The specific functionality I want in v0 is support for these SAAS use cases:

Instance Management: When a web machine hosting multiple colocated Phabricator instances receives a request to something.site.com, it should be able to identify which instance (if any) it should execute by querying Almanac. In particular, if a user requests xyz.site.com, the host should be able to query Almanac to answer these questions:

  • Does xyz.site.com exist, or should we 404?
  • Where are the bootstrapping services (notably, the database) for the xyz instance?
  • What additional settings should be configured for this install before executing the main codepath (e.g., readonly mode, service notices, other forced config settings).

Roughly, this means that each instance will have an AlmanacService entry.

Repository Location: When an instanced Phabricator or clustered Phabricator needs to make a Conduit service call, it should be able to use Almanac to figure out which host it should connect to. Specifically, something like:

  • The PhabricatorRepository lists a servicePHID.
  • The servicePHID points to an AlmanacService which describes which hosts a repository is located on.
  • (We probably need to push this down to installs rather than having them talk to the mothership, which might open up some sync questions.)

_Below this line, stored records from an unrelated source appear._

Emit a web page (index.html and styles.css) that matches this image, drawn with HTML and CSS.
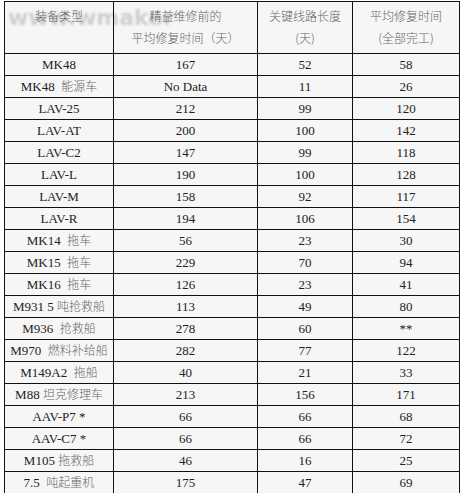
FILE: index.html
```html
<!DOCTYPE html>
<html>
<head>
<meta charset="utf-8">
<link rel="stylesheet" href="styles.css">
</head>
<body>
<div class="wrap">
<div class="watermark">www.wmaker</div>
<table class="grid">
<colgroup><col class="c1"><col class="c2"><col class="c3"><col class="c4"></colgroup>
<thead>
<tr class="head">
<th><span class="zh">装备类型</span></th>
<th><span class="zh">精益维修前的<br>平均修复时间（天）</span></th>
<th><span class="zh">关键线路长度<br>(天)</span></th>
<th><span class="zh">平均修复时间<br>(全部完工)</span></th>
</tr>
</thead>
<tbody>
<tr><td>MK48</td><td>167</td><td>52</td><td>58</td></tr>
<tr><td>MK48 &nbsp;<span class="zh">能源车</span></td><td>No Data</td><td>11</td><td>26</td></tr>
<tr><td>LAV-25</td><td>212</td><td>99</td><td>120</td></tr>
<tr><td>LAV-AT</td><td>200</td><td>100</td><td>142</td></tr>
<tr><td>LAV-C2</td><td>147</td><td>99</td><td>118</td></tr>
<tr><td>LAV-L</td><td>190</td><td>100</td><td>128</td></tr>
<tr><td>LAV-M</td><td>158</td><td>92</td><td>117</td></tr>
<tr><td>LAV-R</td><td>194</td><td>106</td><td>154</td></tr>
<tr><td>MK14 &nbsp;<span class="zh">拖车</span></td><td>56</td><td>23</td><td>30</td></tr>
<tr><td>MK15 &nbsp;<span class="zh">拖车</span></td><td>229</td><td>70</td><td>94</td></tr>
<tr><td>MK16 &nbsp;<span class="zh">拖车</span></td><td>126</td><td>23</td><td>41</td></tr>
<tr><td>M931 5 <span class="zh">吨抢救船</span></td><td>113</td><td>49</td><td>80</td></tr>
<tr><td>M936 &nbsp;<span class="zh">抢救船</span></td><td>278</td><td>60</td><td>**</td></tr>
<tr><td>M970 &nbsp;<span class="zh">燃料补给船</span></td><td>282</td><td>77</td><td>122</td></tr>
<tr><td>M149A2 &nbsp;<span class="zh">拖船</span></td><td>40</td><td>21</td><td>33</td></tr>
<tr><td>M88 <span class="zh">坦克修理车</span></td><td>213</td><td>156</td><td>171</td></tr>
<tr><td>AAV-P7 *</td><td>66</td><td>66</td><td>68</td></tr>
<tr><td>AAV-C7 *</td><td>66</td><td>66</td><td>72</td></tr>
<tr><td>M105 <span class="zh">拖救船</span></td><td>46</td><td>16</td><td>25</td></tr>
<tr><td>7.5 &nbsp;<span class="zh">吨起重机</span></td><td>175</td><td>47</td><td>69</td></tr>
</tbody>
</table>
</div>
</body>
</html>
```

FILE: styles.css
```css
html, body {
  margin: 0;
  padding: 0;
  background: #ffffff;
}
.wrap {
  position: relative;
  padding: 1px 0 0 4px;
}
.grid {
  position: relative;
  border-collapse: collapse;
  table-layout: fixed;
  width: 456px;
  font-family: "Liberation Serif", "Noto Sans CJK SC", serif;
  font-size: 13px;
  color: #222;
}
.c1 { width: 109px; }
.c2 { width: 144px; }
.c3 { width: 95px; }
.c4 { width: 107px; }
.grid th, .grid td {
  border: 1px solid #111;
  padding: 0;
  text-align: center;
  white-space: nowrap;
}
.grid td {
  height: 21px;
  line-height: 16px;
}
.head th {
  height: 52px;
  vertical-align: top;
  font-weight: normal;
  padding-top: 3px;
  line-height: 21px;
  box-sizing: border-box;
}
.zh {
  font-family: "Noto Sans CJK SC", sans-serif;
  font-size: 12px;
  color: #666;
  font-weight: 300;
}
.watermark {
  position: absolute;
  left: 8px;
  top: 5px;
  width: 456px;
  height: 492px;
  background: transparent;
  font-family: "DejaVu Sans", sans-serif;
  font-weight: bold;
  font-size: 22px;
  color: #cfcfcf;
  filter: blur(0.8px);
  pointer-events: none;
}
.wrap::before {
  content: "";
  position: absolute;
  left: 4px;
  top: 1px;
  width: 456px;
  height: 492px;
  background: #f6f6f6;
}
```
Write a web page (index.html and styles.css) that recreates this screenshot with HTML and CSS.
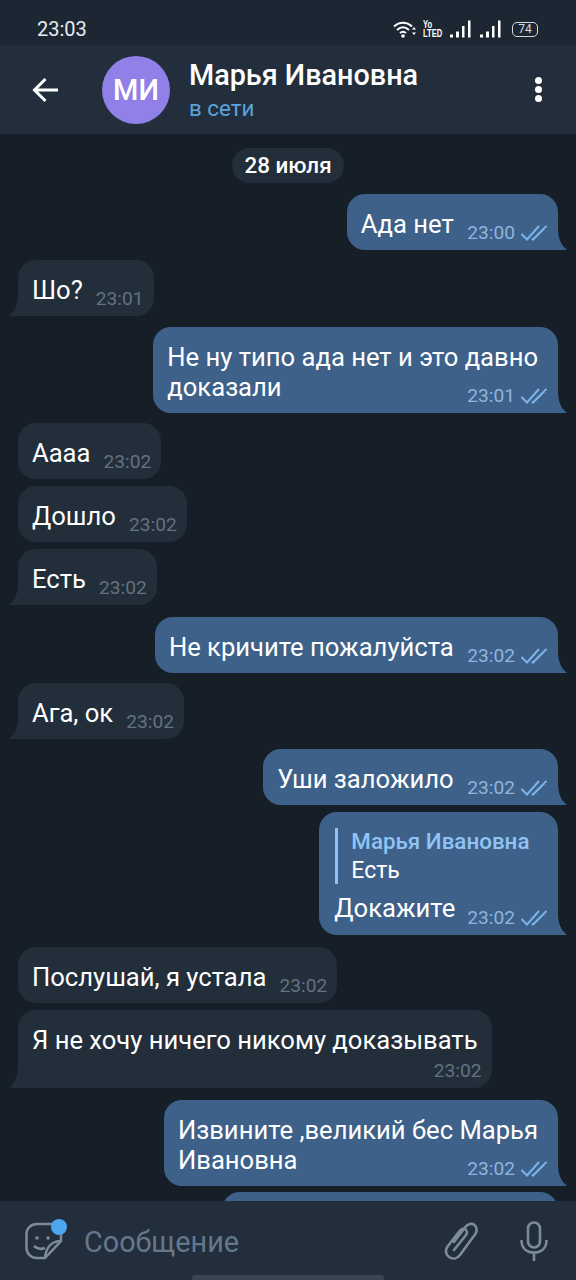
FILE: index.html
```html
<!DOCTYPE html>
<html lang="ru">

<head>
    <meta charset="UTF-8">
    <meta name="viewport" content="width=device-width, initial-scale=1.0">
    <title>Марья Ивановна</title>
    <link rel="stylesheet" href="styles.css">
</head>

<body>
    <svg class="defs" width="0" height="0">
        <symbol id="ticks" viewBox="0 0 26 18">
            <path d="M0.500 10l5.500 5.500L18 2M11 14.500l1 1L25.500 2" fill="none" stroke="currentColor" stroke-width="2" />
        </symbol>
        <symbol id="bars" viewBox="0 0 21 18">
            <path d="M0 14.500h3v3H0zM6 11.500h3v6H6zM12 6h2.500v11.500H12zM18 0.500h2.500v17H18z" fill="currentColor" />
        </symbol>
    </svg>

    <div class="status">
        <span class="clock">23:03</span>
        <div class="status-icons">
            <svg class="wifi" viewBox="0 0 24 18" width="24" height="18">
                <path d="M1 6.500c5.500-5 12.500-5 18 0M4 10c3.700-3.300 8.300-3.300 12 0M7 13c2-1.700 4-1.700 6 0" fill="none" stroke="#fff" stroke-width="2" />
                <circle cx="10" cy="16" r="1.800" fill="#fff" />
                <path d="M21 7l2 2.500h-4zM21 15l-2-2.500h4z" fill="#fff" />
            </svg>
            <span class="volte">Yo<br>LTED</span>
            <svg class="bars"><use href="#bars" /></svg>
            <svg class="bars"><use href="#bars" /></svg>
            <span class="battery">74</span>
        </div>
    </div>

    <header class="topbar">
        <svg class="back" viewBox="0 0 27 26" width="27" height="26">
            <path d="M26 13H3M13.500 2L2.500 13l11 11" fill="none" stroke="#fff" stroke-width="3" />
        </svg>
        <div class="avatar">МИ</div>
        <div class="peer">
            <div class="peer-name">Марья Ивановна</div>
            <div class="peer-status">в сети</div>
        </div>
        <div class="more"><i></i><i></i><i></i></div>
    </header>

    <main class="chat">
        <div class="date">28 июля</div>

        <div class="bubble out tail">
            <span class="text">Ада нет</span>
            <span class="meta">23:00 <svg class="ticks"><use href="#ticks" /></svg></span>
        </div>
        <div class="bubble in tail group">
            <span class="text">Шо?</span>
            <span class="meta">23:01</span>
        </div>
        <div class="bubble out tail group-wide wrap">
            <span class="text">Не ну типо ада нет и это давно<br>доказали</span>
            <span class="meta">23:01 <svg class="ticks"><use href="#ticks" /></svg></span>
        </div>
        <div class="bubble in group">
            <span class="text">Аааа</span>
            <span class="meta">23:02</span>
        </div>
        <div class="bubble in">
            <span class="text">Дошло</span>
            <span class="meta">23:02</span>
        </div>
        <div class="bubble in tail">
            <span class="text">Есть</span>
            <span class="meta">23:02</span>
        </div>
        <div class="bubble out tail group-far">
            <span class="text">Не кричите пожалуйста</span>
            <span class="meta">23:02 <svg class="ticks"><use href="#ticks" /></svg></span>
        </div>
        <div class="bubble in tail group">
            <span class="text">Ага, ок</span>
            <span class="meta">23:02</span>
        </div>
        <div class="bubble out tail group">
            <span class="text">Уши заложило</span>
            <span class="meta">23:02 <svg class="ticks"><use href="#ticks" /></svg></span>
        </div>
        <div class="bubble out tail has-reply">
            <div class="reply">
                <div class="reply-name">Марья Ивановна</div>
                <div class="reply-text">Есть</div>
            </div>
            <span class="text">Докажите</span>
            <span class="meta">23:02 <svg class="ticks"><use href="#ticks" /></svg></span>
        </div>
        <div class="bubble in group-far">
            <span class="text">Послушай, я устала</span>
            <span class="meta">23:02</span>
        </div>
        <div class="bubble in tail wrap own-line">
            <span class="text">Я не хочу ничего никому доказывать</span>
            <span class="meta">23:02</span>
        </div>
        <div class="bubble out tail group-far wrap">
            <span class="text">Извините ,великий бес Марья<br>Ивановна</span>
            <span class="meta">23:02 <svg class="ticks"><use href="#ticks" /></svg></span>
        </div>
        <div class="bubble out cut"></div>
    </main>

    <footer class="inputbar">
        <div class="sticker">
            <svg viewBox="0 0 38 38" width="38" height="38">
                <path d="M12 2h20c2 0 4 2 4 4v13L20 36h-8C6 36 1.500 31.500 1.500 26V12C1.500 6.500 6 2 12 2z" fill="none" stroke="#7c8b9a" stroke-width="2.500" />
                <path d="M36 19c-9 0-15 6-16 17" fill="none" stroke="#7c8b9a" stroke-width="2.500" />
                <circle cx="12" cy="16" r="1.800" fill="#7c8b9a" />
                <circle cx="23" cy="16" r="1.800" fill="#7c8b9a" />
                <path d="M9 24c3 3 7 3.500 11 2" fill="none" stroke="#7c8b9a" stroke-width="2.500" />
            </svg>
            <span class="sticker-dot"></span>
        </div>
        <div class="placeholder">Сообщение</div>
        <svg class="clip" viewBox="0 0 34 38" width="34" height="38">
            <path d="M10 20L21 5.500c3-4 7-4.500 9.500-2.500s3 6 .5 9.500L16 33c-3 4-7.500 4.500-11 2S1 28 3.500 24.500L16 8.500c2-2 4-2 5.500-1s2 3.500.5 5.500L10 28" fill="none" stroke="#7c8b9a" stroke-width="2.600" stroke-linecap="round" />
        </svg>
        <svg class="mic" viewBox="0 0 28 40" width="28" height="40">
            <rect x="8" y="1.500" width="12" height="25" rx="6" fill="none" stroke="#7c8b9a" stroke-width="2.600" />
            <path d="M1.500 19c0 8 5 12.500 12.500 12.500S26.500 27 26.500 19M14 31v9" fill="none" stroke="#7c8b9a" stroke-width="2.600" />
        </svg>
        <div class="home-line"></div>
    </footer>
</body>

</html>
```

FILE: styles.css
```css
* {
    box-sizing: border-box;
}

body {
    display: flex;
    flex-direction: column;
    width: 576px;
    height: 1280px;
    margin: 0;
    overflow: hidden;
    font-family: Roboto, sans-serif;
    color: #ffffff;
    background-color: #161e27;
}

.defs {
    position: absolute;
}

.status {
    display: flex;
    justify-content: space-between;
    align-items: center;
    flex: 0 0 45px;
    padding: 13px 38px 0 37px;
    background-color: #1d2733;
}

.clock {
    font-size: 20px;
    color: #e8ebee;
}

.status-icons {
    display: flex;
    align-items: center;
    gap: 7px;
}

.volte {
    width: 20px;
    margin-left: -1px;
    font-family: "Liberation Sans", sans-serif;
    font-size: 10px;
    font-weight: 700;
    line-height: 9px;
    white-space: nowrap;
    transform: scaleX(0.760);
    transform-origin: left center;
}

.bars {
    width: 21px;
    height: 18px;
    color: #ffffff;
}

.bars + .bars {
    margin-left: 2px;
}

.battery {
    width: 26px;
    height: 15px;
    margin-left: 4px;
    border: 1.500px solid #d5d9dd;
    border-radius: 5px;
    font-size: 12px;
    line-height: 12px;
    text-align: center;
    color: #d5d9dd;
}

.topbar {
    display: flex;
    align-items: center;
    flex: 0 0 89px;
    padding: 0 34px 0 32px;
    background-color: #222e3c;
}

.back {
    flex: none;
    margin-right: 43px;
}

.avatar {
    flex: none;
    width: 68px;
    height: 68px;
    margin-right: 19px;
    border-radius: 50%;
    background-color: #9180e8;
    font-size: 29px;
    font-weight: 500;
    line-height: 68px;
    text-align: center;
}

.peer {
    flex: 1;
    margin-top: 5px;
}

.peer-name {
    font-size: 28.800px;
    font-weight: 500;
    line-height: 32px;
}

.peer-status {
    font-size: 22.400px;
    line-height: 34px;
    color: #5ba3dc;
}

.more {
    display: flex;
    flex-direction: column;
    gap: 2px;
}

.more i {
    width: 7px;
    height: 7px;
    border-radius: 50%;
    background-color: #ffffff;
}

.chat {
    display: flex;
    flex-direction: column;
    flex: 1;
    min-height: 0;
    overflow: hidden;
    padding: 14px 18px 0;
    gap: 7px;
}

.date {
    align-self: center;
    height: 35px;
    margin-bottom: 4px;
    padding: 0 12px;
    border-radius: 18px;
    background-color: #222e3a;
    font-size: 22.400px;
    font-weight: 500;
    line-height: 35px;
}

.bubble {
    position: relative;
    display: flex;
    flex: none;
    column-gap: 13px;
    min-height: 56px;
    padding: 15px 10px 0 14px;
    border-radius: 18px;
    font-size: 25.600px;
    line-height: 30px;
}

.group {
    margin-top: 3px;
}

.group-wide {
    margin-top: 4px;
}

.group-far {
    margin-top: 5px;
}

.in {
    align-self: flex-start;
    background-color: #222e3a;
}

.out {
    align-self: flex-end;
    column-gap: 13.500px;
    padding-right: 11px;
    background-color: #3e6189;
}

/* tail sits under the corner of the last message of a group */
.tail::after {
    content: "";
    position: absolute;
    bottom: 0;
    width: 22px;
    height: 22px;
    background-color: inherit;
}

.out.tail {
    border-bottom-right-radius: 0;
}

.out.tail::after {
    right: -9px;
    clip-path: path("M0 0H13C13 10 16 17 21 21 22 22 21.500 22 21 22H0Z");
}

.in.tail {
    border-bottom-left-radius: 0;
}

.in.tail::after {
    left: -9px;
    clip-path: path("M22 0H9C9 10 6 17 1 21 0 22 0.500 22 1 22H22Z");
}

.text {
    white-space: nowrap;
}

.meta {
    display: flex;
    align-items: center;
    gap: 6px;
    height: 24px;
    margin-top: 12px;
    font-size: 19.200px;
    line-height: 24px;
    white-space: nowrap;
    color: #63727f;
}

.out .meta {
    color: #8db5de;
}

.ticks {
    width: 26px;
    height: 18px;
    color: #7db4ea;
}

.wrap {
    display: grid;
    padding-right: 20px;
    padding-bottom: 5px;
}

.wrap .meta {
    justify-self: end;
    margin: -18px -9px 0 0;
}

.own-line {
    padding-right: 14px;
}

.own-line .meta {
    margin: 4px -4px 0 0;
}

.has-reply {
    display: grid;
    grid-template-columns: auto auto;
    column-gap: 12px;
    padding: 16px 11px 5px 15px;
}

.reply {
    grid-column: span 2;
    margin: 0 0 9px 1px;
    padding-left: 13px;
    border-left: 3px solid #8fc4f5;
}

.reply-name {
    font-size: 22.400px;
    font-weight: 500;
    line-height: 27px;
    color: #8fc4f5;
}

.reply-text {
    margin-top: 2px;
    font-size: 23px;
    line-height: 27px;
}

.has-reply .meta {
    margin-top: 13px;
}

.cut {
    width: 336px;
    margin-top: -1px;
}

.inputbar {
    position: relative;
    display: flex;
    align-items: center;
    flex: 0 0 79px;
    padding: 0 28px 0 25px;
    background-color: #222e3c;
}

.sticker {
    position: relative;
    flex: none;
    width: 38px;
    height: 38px;
    margin-right: 21px;
}

.sticker-dot {
    position: absolute;
    top: -3px;
    right: -4px;
    width: 16px;
    height: 16px;
    border-radius: 50%;
    background-color: #4ba8ee;
}

.placeholder {
    flex: 1;
    margin-top: 3px;
    font-size: 28.800px;
    color: #64788c;
}

.clip {
    flex: none;
    margin-right: 42px;
}

.mic {
    flex: none;
}

.home-line {
    position: absolute;
    left: 192px;
    bottom: 0;
    width: 192px;
    height: 5px;
    border-radius: 3px 3px 0 0;
    background-color: #3a4550;
}
```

Device Identity and Trust: This is partially implemented, but Almanac should provide a framework for managing device keys and establishing device trust in clusters and instanced environments. For example:

  • When a daemon makes a Conduit request for repository information, it should be able to sign the request with the calling device key and authenticate to the remote host.

We're planning to put this into production shortly. There's some followup work in T6741 but the remaining part is nonblocking.